Problem description — Give back only the lines from the one that contains "Give me the" through the one that contains "const tableRows = [74, 49, 48, 49, 75, 48, 75];", word for word and without images.

Record set —
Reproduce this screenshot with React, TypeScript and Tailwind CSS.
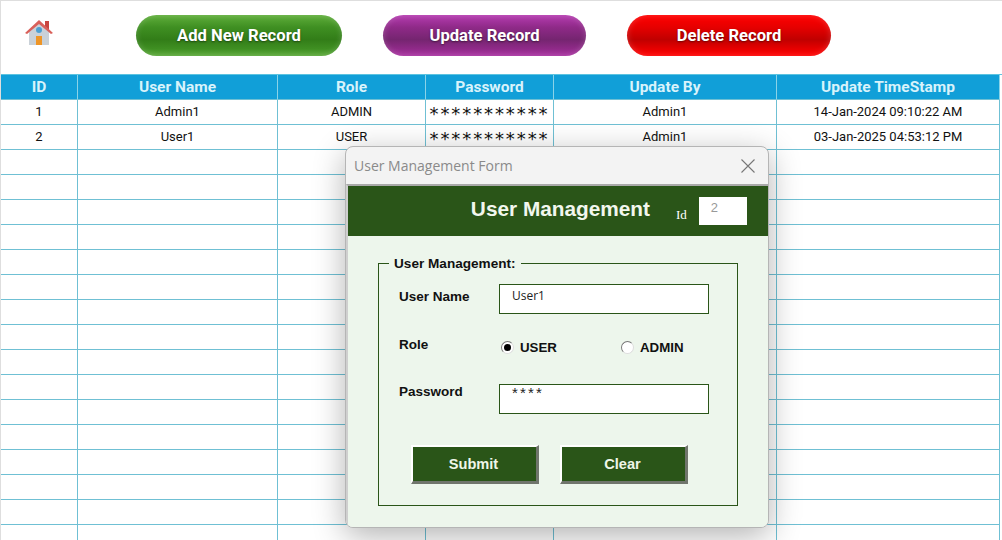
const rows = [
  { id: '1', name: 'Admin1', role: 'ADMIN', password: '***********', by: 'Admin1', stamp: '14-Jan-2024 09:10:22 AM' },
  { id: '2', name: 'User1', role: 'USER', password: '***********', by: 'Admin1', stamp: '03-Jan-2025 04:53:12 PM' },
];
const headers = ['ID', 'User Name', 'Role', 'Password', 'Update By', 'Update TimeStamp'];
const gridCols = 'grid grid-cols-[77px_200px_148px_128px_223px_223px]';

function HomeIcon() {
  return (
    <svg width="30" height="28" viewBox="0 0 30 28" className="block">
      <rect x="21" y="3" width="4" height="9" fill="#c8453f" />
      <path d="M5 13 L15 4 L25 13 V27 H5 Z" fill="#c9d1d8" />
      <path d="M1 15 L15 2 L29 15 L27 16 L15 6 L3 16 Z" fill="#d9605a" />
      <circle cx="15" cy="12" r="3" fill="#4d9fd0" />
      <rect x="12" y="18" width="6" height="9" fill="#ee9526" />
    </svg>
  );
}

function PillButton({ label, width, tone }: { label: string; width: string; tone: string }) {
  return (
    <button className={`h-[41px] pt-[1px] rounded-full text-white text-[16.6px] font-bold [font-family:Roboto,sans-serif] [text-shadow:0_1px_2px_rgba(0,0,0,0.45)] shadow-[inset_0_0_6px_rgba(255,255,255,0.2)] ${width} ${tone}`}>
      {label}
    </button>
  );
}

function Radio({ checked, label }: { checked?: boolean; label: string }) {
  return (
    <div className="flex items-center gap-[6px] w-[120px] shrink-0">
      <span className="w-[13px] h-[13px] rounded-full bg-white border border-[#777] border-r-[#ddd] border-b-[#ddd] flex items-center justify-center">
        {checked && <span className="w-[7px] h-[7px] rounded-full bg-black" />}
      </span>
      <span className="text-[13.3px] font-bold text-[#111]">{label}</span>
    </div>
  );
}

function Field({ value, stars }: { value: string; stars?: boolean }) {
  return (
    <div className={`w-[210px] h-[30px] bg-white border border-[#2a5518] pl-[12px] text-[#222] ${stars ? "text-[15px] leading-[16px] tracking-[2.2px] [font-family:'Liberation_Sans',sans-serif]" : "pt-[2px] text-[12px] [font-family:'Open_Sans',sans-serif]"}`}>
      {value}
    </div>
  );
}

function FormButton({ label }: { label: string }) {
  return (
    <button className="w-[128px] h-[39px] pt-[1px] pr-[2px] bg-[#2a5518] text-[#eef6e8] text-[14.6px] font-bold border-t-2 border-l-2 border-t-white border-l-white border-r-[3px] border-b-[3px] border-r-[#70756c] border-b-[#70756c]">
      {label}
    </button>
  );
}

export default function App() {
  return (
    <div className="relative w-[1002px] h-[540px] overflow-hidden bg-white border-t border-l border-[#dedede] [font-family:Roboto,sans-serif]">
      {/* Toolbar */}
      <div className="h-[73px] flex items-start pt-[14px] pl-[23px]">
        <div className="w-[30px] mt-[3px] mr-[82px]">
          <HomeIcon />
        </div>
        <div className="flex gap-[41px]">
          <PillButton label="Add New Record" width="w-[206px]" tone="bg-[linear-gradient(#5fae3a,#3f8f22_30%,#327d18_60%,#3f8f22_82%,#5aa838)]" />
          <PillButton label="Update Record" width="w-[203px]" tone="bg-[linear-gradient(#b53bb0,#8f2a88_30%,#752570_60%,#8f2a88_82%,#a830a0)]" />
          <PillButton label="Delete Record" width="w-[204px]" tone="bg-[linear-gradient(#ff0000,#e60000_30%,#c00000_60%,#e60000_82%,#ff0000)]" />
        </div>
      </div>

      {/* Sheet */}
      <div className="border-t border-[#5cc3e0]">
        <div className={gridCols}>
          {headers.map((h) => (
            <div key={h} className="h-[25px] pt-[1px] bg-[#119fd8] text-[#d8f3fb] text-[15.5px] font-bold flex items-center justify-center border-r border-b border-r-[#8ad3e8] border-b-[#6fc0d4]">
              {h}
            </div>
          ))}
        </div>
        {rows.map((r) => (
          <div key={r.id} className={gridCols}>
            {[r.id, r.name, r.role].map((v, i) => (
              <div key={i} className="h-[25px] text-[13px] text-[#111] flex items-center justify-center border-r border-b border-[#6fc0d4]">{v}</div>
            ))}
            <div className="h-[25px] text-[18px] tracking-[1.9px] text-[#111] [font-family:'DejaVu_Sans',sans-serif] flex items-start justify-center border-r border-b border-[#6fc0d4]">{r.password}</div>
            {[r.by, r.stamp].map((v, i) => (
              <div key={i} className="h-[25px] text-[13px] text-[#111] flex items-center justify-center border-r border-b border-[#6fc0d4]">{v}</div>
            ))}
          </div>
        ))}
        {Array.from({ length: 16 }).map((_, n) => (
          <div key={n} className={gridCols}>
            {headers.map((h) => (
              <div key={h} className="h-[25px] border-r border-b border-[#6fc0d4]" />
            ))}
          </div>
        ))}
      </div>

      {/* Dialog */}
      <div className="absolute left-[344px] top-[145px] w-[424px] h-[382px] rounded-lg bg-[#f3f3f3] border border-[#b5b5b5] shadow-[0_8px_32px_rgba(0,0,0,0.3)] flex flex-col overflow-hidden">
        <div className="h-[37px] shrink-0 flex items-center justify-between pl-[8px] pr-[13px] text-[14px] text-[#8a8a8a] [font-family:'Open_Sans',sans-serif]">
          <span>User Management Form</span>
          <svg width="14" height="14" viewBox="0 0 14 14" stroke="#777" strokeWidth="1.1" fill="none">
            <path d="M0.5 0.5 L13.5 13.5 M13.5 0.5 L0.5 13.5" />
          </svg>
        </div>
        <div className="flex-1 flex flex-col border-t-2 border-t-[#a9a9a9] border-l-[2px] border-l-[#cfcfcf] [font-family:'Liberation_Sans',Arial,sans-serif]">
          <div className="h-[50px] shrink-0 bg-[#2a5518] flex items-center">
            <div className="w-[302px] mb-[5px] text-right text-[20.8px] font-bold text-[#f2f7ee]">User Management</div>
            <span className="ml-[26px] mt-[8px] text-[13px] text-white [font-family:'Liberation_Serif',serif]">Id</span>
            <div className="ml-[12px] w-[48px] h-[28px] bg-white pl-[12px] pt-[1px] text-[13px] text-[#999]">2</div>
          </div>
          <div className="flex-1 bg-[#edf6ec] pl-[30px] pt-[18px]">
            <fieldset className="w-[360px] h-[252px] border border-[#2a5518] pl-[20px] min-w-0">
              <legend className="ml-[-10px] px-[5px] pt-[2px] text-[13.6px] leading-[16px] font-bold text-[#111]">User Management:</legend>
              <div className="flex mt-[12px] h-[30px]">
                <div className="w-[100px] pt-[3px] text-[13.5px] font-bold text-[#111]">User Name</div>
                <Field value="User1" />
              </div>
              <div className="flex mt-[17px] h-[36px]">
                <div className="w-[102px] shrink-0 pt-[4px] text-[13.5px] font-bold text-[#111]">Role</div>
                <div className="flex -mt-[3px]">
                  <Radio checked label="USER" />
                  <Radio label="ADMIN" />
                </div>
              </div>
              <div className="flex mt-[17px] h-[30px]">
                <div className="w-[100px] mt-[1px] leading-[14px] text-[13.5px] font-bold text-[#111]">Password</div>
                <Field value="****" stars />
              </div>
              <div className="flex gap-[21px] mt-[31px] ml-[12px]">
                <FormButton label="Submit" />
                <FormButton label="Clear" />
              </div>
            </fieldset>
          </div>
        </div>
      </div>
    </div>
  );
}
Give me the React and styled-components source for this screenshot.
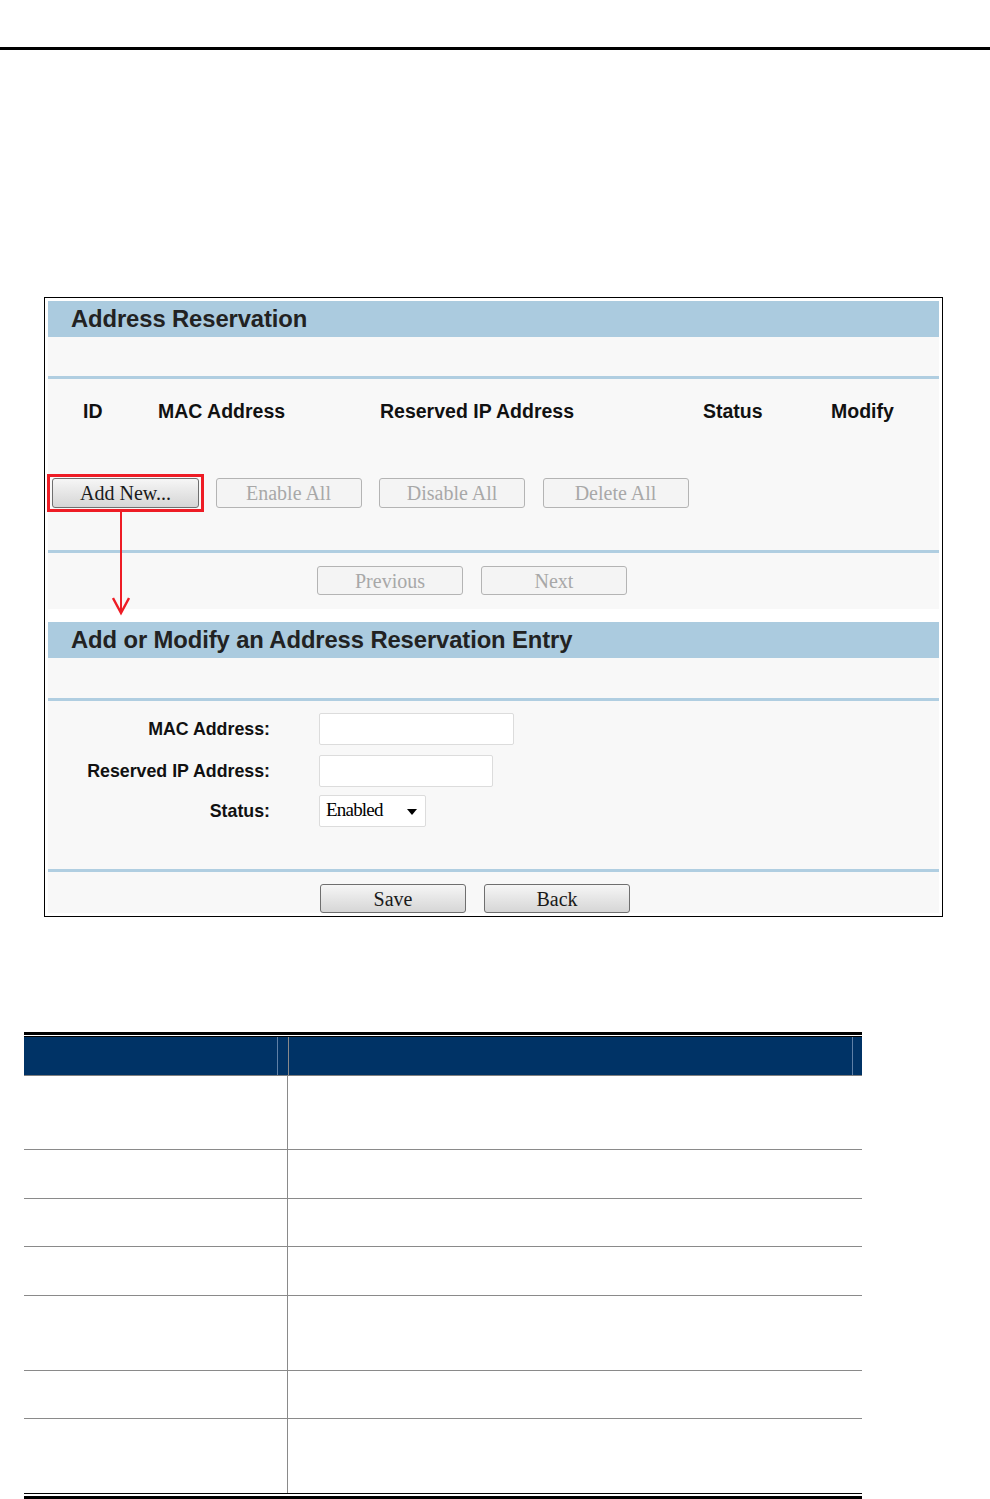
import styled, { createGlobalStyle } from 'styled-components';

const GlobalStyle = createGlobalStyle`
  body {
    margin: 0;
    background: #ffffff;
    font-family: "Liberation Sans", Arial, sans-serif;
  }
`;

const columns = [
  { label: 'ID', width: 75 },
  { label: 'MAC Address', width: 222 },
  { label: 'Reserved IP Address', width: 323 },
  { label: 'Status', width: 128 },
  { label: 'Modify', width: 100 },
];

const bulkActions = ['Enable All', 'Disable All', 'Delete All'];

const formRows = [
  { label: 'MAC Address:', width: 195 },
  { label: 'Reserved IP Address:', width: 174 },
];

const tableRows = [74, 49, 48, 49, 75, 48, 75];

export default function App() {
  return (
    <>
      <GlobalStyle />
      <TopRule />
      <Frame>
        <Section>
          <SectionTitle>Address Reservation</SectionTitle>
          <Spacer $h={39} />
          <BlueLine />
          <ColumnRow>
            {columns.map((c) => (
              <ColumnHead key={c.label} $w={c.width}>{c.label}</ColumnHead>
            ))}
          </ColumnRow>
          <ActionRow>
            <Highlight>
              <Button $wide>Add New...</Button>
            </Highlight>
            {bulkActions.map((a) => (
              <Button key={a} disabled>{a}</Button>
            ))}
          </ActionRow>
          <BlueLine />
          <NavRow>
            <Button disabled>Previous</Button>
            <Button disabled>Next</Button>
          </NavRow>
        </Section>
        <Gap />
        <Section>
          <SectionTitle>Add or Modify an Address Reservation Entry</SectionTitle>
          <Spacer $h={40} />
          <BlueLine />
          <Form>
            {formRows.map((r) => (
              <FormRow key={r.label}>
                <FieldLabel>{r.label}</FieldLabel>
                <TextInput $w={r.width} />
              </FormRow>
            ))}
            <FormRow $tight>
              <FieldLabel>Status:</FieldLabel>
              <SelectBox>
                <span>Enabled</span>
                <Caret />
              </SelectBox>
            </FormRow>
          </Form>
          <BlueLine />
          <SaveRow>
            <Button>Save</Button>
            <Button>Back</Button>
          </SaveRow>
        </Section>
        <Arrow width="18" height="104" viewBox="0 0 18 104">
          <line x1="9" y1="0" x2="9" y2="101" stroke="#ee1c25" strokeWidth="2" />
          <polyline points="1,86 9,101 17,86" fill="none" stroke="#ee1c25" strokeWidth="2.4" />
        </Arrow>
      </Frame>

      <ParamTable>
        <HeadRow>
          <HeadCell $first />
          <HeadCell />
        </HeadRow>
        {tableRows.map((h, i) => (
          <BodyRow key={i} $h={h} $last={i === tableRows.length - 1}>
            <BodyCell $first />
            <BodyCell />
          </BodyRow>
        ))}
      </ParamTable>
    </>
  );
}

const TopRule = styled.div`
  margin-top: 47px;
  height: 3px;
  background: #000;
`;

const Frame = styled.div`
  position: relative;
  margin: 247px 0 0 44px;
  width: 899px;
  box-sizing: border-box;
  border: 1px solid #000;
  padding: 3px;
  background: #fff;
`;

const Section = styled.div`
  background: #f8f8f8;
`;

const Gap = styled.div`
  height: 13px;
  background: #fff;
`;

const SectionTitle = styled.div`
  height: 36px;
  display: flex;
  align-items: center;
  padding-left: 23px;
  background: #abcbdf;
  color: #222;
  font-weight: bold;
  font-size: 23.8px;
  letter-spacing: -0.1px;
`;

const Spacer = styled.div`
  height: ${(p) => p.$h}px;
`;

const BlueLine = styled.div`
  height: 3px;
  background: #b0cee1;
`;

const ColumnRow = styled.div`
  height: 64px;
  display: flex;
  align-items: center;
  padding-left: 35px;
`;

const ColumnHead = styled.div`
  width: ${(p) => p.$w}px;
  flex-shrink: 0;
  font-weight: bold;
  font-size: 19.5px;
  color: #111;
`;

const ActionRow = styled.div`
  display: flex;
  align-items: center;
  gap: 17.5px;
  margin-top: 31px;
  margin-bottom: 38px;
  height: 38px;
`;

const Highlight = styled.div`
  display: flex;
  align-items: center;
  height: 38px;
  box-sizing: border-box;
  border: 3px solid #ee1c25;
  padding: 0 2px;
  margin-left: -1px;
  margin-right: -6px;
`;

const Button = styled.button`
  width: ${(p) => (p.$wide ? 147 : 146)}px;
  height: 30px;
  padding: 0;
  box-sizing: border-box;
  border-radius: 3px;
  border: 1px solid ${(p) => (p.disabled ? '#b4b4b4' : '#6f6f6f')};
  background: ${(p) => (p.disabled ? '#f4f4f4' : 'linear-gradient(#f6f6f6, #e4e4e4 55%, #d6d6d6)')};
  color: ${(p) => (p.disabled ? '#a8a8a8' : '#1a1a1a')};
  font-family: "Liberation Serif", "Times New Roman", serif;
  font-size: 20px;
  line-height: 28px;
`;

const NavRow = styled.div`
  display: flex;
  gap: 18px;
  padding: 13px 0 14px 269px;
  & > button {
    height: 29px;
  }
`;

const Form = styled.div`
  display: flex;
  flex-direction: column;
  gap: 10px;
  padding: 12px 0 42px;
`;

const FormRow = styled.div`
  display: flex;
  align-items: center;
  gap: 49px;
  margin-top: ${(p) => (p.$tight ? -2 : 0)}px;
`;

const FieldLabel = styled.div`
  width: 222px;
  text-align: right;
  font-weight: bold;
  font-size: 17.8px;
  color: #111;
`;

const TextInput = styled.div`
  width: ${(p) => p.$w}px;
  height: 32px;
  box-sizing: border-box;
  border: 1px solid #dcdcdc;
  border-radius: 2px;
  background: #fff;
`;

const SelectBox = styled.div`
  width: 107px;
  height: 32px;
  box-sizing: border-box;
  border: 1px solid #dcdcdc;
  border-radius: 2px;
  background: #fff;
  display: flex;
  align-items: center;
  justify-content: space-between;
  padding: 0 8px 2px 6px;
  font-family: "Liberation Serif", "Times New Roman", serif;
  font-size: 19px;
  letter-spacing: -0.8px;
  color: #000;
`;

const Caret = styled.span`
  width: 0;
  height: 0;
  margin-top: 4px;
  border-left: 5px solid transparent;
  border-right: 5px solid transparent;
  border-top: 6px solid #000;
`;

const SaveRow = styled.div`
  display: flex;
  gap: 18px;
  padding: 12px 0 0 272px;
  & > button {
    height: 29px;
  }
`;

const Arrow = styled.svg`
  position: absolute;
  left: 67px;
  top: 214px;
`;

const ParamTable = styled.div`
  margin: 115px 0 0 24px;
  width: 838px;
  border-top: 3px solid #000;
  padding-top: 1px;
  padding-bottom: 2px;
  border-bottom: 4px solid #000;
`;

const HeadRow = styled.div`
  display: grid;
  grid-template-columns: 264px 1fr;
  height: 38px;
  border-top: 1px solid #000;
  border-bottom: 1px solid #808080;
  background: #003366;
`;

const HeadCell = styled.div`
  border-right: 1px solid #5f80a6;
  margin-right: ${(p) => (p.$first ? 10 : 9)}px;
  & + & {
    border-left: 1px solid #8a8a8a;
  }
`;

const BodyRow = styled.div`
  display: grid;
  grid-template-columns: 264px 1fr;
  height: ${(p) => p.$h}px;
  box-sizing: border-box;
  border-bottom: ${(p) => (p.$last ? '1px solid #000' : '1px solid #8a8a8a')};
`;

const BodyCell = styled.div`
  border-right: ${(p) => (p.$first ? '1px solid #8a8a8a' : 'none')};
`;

Output for this exercise —
Give me the React and styled-components source for this screenshot.
import styled, { createGlobalStyle } from 'styled-components';

const GlobalStyle = createGlobalStyle`
  body {
    margin: 0;
    background: #ffffff;
    font-family: "Liberation Sans", Arial, sans-serif;
  }
`;

const columns = [
  { label: 'ID', width: 75 },
  { label: 'MAC Address', width: 222 },
  { label: 'Reserved IP Address', width: 323 },
  { label: 'Status', width: 128 },
  { label: 'Modify', width: 100 },
];

const bulkActions = ['Enable All', 'Disable All', 'Delete All'];

const formRows = [
  { label: 'MAC Address:', width: 195 },
  { label: 'Reserved IP Address:', width: 174 },
];

const tableRows = [74, 49, 48, 49, 75, 48, 75];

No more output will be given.